» **AIM**:
Which lines in the records below contain the word "that"? Copy each of them.
+++ DATA
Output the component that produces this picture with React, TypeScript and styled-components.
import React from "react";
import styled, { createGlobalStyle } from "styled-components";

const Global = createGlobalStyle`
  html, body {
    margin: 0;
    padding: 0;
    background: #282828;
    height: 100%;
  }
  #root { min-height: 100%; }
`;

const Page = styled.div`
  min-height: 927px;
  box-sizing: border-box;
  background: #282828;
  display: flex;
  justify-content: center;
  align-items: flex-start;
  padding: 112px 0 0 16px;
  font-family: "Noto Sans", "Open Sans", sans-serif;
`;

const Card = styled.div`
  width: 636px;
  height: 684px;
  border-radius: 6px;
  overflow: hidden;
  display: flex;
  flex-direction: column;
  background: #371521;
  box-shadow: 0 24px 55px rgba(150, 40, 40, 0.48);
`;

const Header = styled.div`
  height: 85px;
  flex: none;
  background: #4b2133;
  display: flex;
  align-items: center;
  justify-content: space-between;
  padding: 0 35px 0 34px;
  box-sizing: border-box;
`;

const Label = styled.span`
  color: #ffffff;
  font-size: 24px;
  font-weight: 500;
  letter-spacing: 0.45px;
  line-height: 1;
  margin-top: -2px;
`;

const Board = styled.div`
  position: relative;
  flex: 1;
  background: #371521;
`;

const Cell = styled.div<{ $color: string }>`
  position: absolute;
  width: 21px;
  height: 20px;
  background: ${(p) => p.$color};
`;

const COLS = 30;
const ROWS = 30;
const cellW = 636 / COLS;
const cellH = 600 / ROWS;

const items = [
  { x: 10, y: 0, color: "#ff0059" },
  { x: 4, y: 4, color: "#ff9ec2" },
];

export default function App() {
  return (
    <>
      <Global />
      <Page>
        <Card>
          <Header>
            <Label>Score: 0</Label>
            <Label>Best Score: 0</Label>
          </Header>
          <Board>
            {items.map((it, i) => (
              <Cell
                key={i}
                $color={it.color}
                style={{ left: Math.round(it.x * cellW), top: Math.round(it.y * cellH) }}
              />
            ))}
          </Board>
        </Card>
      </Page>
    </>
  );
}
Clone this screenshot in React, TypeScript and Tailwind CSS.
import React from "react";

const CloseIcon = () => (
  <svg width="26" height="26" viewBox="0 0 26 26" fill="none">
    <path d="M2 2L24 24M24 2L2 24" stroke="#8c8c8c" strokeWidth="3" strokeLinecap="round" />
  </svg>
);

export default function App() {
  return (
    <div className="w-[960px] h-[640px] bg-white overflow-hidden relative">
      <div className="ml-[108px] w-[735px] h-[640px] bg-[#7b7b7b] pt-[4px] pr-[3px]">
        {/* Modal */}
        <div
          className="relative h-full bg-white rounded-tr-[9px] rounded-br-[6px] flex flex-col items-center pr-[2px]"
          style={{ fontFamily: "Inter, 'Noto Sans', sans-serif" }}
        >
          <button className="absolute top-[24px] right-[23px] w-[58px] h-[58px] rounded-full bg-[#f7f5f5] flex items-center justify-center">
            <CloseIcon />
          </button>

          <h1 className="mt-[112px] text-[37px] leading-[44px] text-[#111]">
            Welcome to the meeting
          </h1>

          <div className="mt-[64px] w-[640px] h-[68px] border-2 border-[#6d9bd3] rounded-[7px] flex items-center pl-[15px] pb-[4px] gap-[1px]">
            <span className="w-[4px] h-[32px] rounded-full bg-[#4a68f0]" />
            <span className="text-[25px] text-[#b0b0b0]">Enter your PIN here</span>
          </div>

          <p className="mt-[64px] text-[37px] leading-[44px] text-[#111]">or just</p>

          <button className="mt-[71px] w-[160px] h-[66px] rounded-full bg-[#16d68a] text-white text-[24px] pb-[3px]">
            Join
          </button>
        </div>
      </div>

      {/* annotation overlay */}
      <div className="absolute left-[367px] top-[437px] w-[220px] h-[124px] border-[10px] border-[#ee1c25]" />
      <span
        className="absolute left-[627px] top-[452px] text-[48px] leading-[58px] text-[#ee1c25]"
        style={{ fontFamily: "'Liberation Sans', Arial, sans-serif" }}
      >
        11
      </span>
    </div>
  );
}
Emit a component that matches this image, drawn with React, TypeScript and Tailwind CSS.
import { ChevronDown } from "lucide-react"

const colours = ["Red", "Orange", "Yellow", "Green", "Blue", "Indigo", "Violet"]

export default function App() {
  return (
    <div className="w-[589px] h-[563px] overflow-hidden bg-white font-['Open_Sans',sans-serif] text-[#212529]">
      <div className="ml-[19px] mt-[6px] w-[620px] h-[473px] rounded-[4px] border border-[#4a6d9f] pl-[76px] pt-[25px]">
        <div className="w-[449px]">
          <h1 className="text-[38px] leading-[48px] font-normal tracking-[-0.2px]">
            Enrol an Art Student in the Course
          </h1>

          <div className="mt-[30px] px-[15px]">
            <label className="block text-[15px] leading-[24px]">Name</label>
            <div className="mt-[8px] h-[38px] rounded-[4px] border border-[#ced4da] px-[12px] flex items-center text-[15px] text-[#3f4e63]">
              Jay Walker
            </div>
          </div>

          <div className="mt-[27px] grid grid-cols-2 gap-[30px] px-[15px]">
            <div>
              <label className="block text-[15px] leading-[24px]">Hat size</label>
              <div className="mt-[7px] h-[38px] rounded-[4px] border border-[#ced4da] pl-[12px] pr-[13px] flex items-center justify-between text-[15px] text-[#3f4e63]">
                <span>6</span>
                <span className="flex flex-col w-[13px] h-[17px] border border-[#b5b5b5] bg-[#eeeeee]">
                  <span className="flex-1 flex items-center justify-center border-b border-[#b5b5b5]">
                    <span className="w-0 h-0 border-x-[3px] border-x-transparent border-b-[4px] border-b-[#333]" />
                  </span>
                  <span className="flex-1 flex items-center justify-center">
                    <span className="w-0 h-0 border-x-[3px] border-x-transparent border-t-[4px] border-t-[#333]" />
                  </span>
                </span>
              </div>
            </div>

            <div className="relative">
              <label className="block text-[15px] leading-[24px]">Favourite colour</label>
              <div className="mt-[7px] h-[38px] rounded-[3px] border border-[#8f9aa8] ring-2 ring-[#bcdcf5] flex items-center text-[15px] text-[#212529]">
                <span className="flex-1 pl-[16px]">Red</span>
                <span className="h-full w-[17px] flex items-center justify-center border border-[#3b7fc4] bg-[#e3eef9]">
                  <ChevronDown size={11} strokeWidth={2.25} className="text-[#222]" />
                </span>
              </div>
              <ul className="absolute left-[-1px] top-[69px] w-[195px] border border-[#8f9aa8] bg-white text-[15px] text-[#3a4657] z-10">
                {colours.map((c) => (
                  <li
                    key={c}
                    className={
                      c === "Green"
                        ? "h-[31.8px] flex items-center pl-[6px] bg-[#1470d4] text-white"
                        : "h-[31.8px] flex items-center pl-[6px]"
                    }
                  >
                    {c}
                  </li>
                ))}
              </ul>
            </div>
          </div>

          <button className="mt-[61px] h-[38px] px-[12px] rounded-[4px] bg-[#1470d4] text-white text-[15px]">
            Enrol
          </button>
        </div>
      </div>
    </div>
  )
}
++++++
+++ DATA
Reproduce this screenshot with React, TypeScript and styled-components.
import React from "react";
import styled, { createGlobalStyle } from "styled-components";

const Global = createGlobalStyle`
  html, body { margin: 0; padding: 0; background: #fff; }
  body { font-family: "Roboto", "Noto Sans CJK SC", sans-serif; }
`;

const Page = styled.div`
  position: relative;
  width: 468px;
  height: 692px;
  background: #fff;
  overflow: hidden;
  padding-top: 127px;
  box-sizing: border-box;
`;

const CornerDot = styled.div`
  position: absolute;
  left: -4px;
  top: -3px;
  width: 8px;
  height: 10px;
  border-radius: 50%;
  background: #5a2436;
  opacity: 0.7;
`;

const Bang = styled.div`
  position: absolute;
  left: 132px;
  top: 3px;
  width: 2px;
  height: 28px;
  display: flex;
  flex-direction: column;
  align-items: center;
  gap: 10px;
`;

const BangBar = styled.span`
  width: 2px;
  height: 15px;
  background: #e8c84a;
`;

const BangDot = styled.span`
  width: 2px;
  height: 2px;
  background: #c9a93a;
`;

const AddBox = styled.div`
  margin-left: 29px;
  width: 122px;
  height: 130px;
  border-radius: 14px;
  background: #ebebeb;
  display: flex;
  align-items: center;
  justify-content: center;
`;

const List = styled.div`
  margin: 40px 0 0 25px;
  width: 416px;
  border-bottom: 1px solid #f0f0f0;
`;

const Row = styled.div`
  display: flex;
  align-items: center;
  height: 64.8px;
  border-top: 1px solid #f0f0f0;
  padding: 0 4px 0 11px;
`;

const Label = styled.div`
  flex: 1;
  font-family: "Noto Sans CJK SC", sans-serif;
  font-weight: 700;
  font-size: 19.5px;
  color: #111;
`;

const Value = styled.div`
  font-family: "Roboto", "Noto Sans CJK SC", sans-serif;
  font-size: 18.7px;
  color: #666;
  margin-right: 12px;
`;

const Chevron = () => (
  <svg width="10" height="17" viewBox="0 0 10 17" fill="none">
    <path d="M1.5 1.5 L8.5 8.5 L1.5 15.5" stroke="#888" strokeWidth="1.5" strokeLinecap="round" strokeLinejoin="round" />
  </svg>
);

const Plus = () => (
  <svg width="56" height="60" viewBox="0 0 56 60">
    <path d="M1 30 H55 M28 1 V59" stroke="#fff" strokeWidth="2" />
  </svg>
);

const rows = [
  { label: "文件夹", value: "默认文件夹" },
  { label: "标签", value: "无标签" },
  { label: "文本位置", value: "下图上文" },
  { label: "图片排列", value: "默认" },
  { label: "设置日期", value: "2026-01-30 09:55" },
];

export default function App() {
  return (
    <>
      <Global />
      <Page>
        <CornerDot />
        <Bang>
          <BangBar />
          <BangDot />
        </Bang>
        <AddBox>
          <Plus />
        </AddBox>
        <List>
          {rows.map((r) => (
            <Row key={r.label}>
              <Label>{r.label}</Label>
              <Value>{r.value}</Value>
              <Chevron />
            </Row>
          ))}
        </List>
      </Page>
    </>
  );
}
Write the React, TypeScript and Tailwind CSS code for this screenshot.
++++++
» **TASK OUTPUT**:
Output the component that produces this picture with React, TypeScript and styled-components.
Emit a component that matches this image, drawn with React, TypeScript and Tailwind CSS.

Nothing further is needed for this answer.